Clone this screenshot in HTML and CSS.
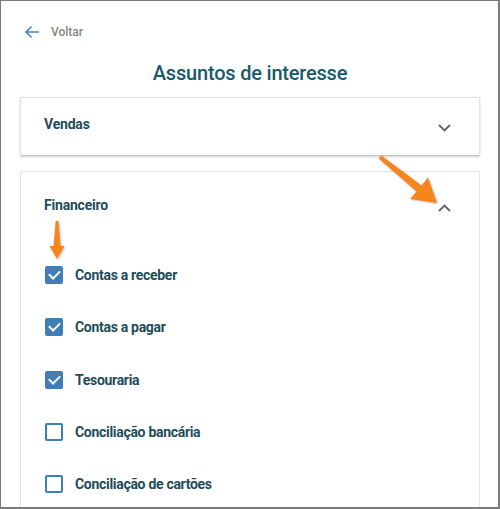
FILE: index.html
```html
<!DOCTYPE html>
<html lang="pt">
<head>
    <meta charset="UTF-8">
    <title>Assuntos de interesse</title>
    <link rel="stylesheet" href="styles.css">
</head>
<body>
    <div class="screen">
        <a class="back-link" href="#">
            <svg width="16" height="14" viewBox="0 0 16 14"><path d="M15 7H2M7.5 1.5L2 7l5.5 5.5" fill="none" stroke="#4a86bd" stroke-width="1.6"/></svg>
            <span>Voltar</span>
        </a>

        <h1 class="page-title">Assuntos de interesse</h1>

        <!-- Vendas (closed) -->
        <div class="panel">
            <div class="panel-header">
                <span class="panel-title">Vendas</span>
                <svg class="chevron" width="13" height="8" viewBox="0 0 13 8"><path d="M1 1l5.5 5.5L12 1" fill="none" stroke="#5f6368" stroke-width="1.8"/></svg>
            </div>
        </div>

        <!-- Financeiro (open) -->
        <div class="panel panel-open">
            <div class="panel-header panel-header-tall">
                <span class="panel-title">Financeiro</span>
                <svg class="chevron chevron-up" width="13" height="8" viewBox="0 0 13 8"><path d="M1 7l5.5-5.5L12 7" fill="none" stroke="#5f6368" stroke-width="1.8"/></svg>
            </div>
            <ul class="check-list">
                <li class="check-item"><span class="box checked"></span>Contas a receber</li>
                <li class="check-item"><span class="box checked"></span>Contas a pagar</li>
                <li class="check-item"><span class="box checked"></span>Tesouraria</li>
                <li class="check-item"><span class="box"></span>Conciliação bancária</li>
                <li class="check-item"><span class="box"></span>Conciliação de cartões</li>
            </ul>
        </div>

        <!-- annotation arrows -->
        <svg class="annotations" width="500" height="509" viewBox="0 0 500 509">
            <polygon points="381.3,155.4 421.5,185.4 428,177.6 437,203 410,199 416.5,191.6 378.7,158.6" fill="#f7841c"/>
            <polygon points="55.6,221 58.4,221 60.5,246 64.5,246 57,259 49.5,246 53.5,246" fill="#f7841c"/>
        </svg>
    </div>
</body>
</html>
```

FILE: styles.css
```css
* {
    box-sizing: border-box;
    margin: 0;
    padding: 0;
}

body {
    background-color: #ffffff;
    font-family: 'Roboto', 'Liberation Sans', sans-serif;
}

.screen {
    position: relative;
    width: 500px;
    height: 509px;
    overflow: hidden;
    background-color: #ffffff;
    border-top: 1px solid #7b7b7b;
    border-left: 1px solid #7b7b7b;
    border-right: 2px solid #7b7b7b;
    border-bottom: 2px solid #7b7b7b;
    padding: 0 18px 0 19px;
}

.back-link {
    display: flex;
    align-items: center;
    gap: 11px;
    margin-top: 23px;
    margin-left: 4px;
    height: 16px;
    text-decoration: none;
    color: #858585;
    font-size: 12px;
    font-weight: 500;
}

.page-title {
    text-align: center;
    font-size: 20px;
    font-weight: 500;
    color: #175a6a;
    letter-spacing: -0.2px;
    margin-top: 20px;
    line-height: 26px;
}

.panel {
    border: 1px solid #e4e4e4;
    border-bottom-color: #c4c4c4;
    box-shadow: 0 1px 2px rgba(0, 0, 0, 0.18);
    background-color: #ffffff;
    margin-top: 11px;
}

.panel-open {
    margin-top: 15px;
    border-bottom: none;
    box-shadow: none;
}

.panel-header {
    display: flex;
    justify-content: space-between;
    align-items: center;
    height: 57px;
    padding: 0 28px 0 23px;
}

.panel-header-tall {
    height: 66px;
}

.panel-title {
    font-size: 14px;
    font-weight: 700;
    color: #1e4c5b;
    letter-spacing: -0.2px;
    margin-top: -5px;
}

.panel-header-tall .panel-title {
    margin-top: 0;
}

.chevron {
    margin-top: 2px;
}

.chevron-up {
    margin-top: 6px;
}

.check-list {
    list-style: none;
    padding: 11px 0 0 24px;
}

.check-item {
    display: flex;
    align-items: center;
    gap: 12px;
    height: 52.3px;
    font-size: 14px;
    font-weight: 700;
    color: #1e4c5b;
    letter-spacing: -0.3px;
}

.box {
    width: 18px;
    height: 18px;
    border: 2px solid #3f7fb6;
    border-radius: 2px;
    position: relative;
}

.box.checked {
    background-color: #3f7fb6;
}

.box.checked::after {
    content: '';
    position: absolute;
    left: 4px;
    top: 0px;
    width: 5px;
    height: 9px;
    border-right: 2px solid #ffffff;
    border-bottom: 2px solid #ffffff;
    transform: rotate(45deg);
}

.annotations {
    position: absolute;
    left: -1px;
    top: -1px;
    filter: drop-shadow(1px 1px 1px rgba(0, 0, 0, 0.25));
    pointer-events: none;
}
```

——

DESCRIPTION OF THE TASK: Ignore the images and quote every line of the listing exactly.

SOLUTION TO THIS EXERCISE:
Clone this screenshot in HTML and CSS.
FILE: index.html
```html
<!DOCTYPE html>
<html lang="pt">
<head>
    <meta charset="UTF-8">
    <title>Assuntos de interesse</title>
    <link rel="stylesheet" href="styles.css">
</head>
<body>
    <div class="screen">
        <a class="back-link" href="#">
            <svg width="16" height="14" viewBox="0 0 16 14"><path d="M15 7H2M7.5 1.5L2 7l5.5 5.5" fill="none" stroke="#4a86bd" stroke-width="1.6"/></svg>
            <span>Voltar</span>
        </a>

        <h1 class="page-title">Assuntos de interesse</h1>

        <!-- Vendas (closed) -->
        <div class="panel">
            <div class="panel-header">
                <span class="panel-title">Vendas</span>
                <svg class="chevron" width="13" height="8" viewBox="0 0 13 8"><path d="M1 1l5.5 5.5L12 1" fill="none" stroke="#5f6368" stroke-width="1.8"/></svg>
            </div>
        </div>

        <!-- Financeiro (open) -->
        <div class="panel panel-open">
            <div class="panel-header panel-header-tall">
                <span class="panel-title">Financeiro</span>
                <svg class="chevron chevron-up" width="13" height="8" viewBox="0 0 13 8"><path d="M1 7l5.5-5.5L12 7" fill="none" stroke="#5f6368" stroke-width="1.8"/></svg>
            </div>
            <ul class="check-list">
                <li class="check-item"><span class="box checked"></span>Contas a receber</li>
                <li class="check-item"><span class="box checked"></span>Contas a pagar</li>
                <li class="check-item"><span class="box checked"></span>Tesouraria</li>
                <li class="check-item"><span class="box"></span>Conciliação bancária</li>
                <li class="check-item"><span class="box"></span>Conciliação de cartões</li>
            </ul>
        </div>

        <!-- annotation arrows -->
        <svg class="annotations" width="500" height="509" viewBox="0 0 500 509">
            <polygon points="381.3,155.4 421.5,185.4 428,177.6 437,203 410,199 416.5,191.6 378.7,158.6" fill="#f7841c"/>
            <polygon points="55.6,221 58.4,221 60.5,246 64.5,246 57,259 49.5,246 53.5,246" fill="#f7841c"/>
        </svg>
    </div>
</body>
</html>
```

FILE: styles.css
```css
* {
    box-sizing: border-box;
    margin: 0;
    padding: 0;
}

body {
    background-color: #ffffff;
    font-family: 'Roboto', 'Liberation Sans', sans-serif;
}

.screen {
    position: relative;
    width: 500px;
    height: 509px;
    overflow: hidden;
    background-color: #ffffff;
    border-top: 1px solid #7b7b7b;
    border-left: 1px solid #7b7b7b;
    border-right: 2px solid #7b7b7b;
    border-bottom: 2px solid #7b7b7b;
    padding: 0 18px 0 19px;
}

.back-link {
    display: flex;
    align-items: center;
    gap: 11px;
    margin-top: 23px;
    margin-left: 4px;
    height: 16px;
    text-decoration: none;
    color: #858585;
    font-size: 12px;
    font-weight: 500;
}

.page-title {
    text-align: center;
    font-size: 20px;
    font-weight: 500;
    color: #175a6a;
    letter-spacing: -0.2px;
    margin-top: 20px;
    line-height: 26px;
}

.panel {
    border: 1px solid #e4e4e4;
    border-bottom-color: #c4c4c4;
    box-shadow: 0 1px 2px rgba(0, 0, 0, 0.18);
    background-color: #ffffff;
    margin-top: 11px;
}

.panel-open {
    margin-top: 15px;
    border-bottom: none;
    box-shadow: none;
}

.panel-header {
    display: flex;
    justify-content: space-between;
    align-items: center;
    height: 57px;
    padding: 0 28px 0 23px;
}

.panel-header-tall {
    height: 66px;
}

.panel-title {
    font-size: 14px;
    font-weight: 700;
    color: #1e4c5b;
    letter-spacing: -0.2px;
    margin-top: -5px;
}

.panel-header-tall .panel-title {
    margin-top: 0;
}

.chevron {
    margin-top: 2px;
}

.chevron-up {
    margin-top: 6px;
}

.check-list {
    list-style: none;
    padding: 11px 0 0 24px;
}

.check-item {
    display: flex;
    align-items: center;
    gap: 12px;
    height: 52.3px;
    font-size: 14px;
    font-weight: 700;
    color: #1e4c5b;
    letter-spacing: -0.3px;
}

.box {
    width: 18px;
    height: 18px;
    border: 2px solid #3f7fb6;
    border-radius: 2px;
    position: relative;
}

.box.checked {
    background-color: #3f7fb6;
}

.box.checked::after {
    content: '';
    position: absolute;
    left: 4px;
    top: 0px;
    width: 5px;
    height: 9px;
    border-right: 2px solid #ffffff;
    border-bottom: 2px solid #ffffff;
    transform: rotate(45deg);
}

.annotations {
    position: absolute;
    left: -1px;
    top: -1px;
    filter: drop-shadow(1px 1px 1px rgba(0, 0, 0, 0.25));
    pointer-events: none;
}
```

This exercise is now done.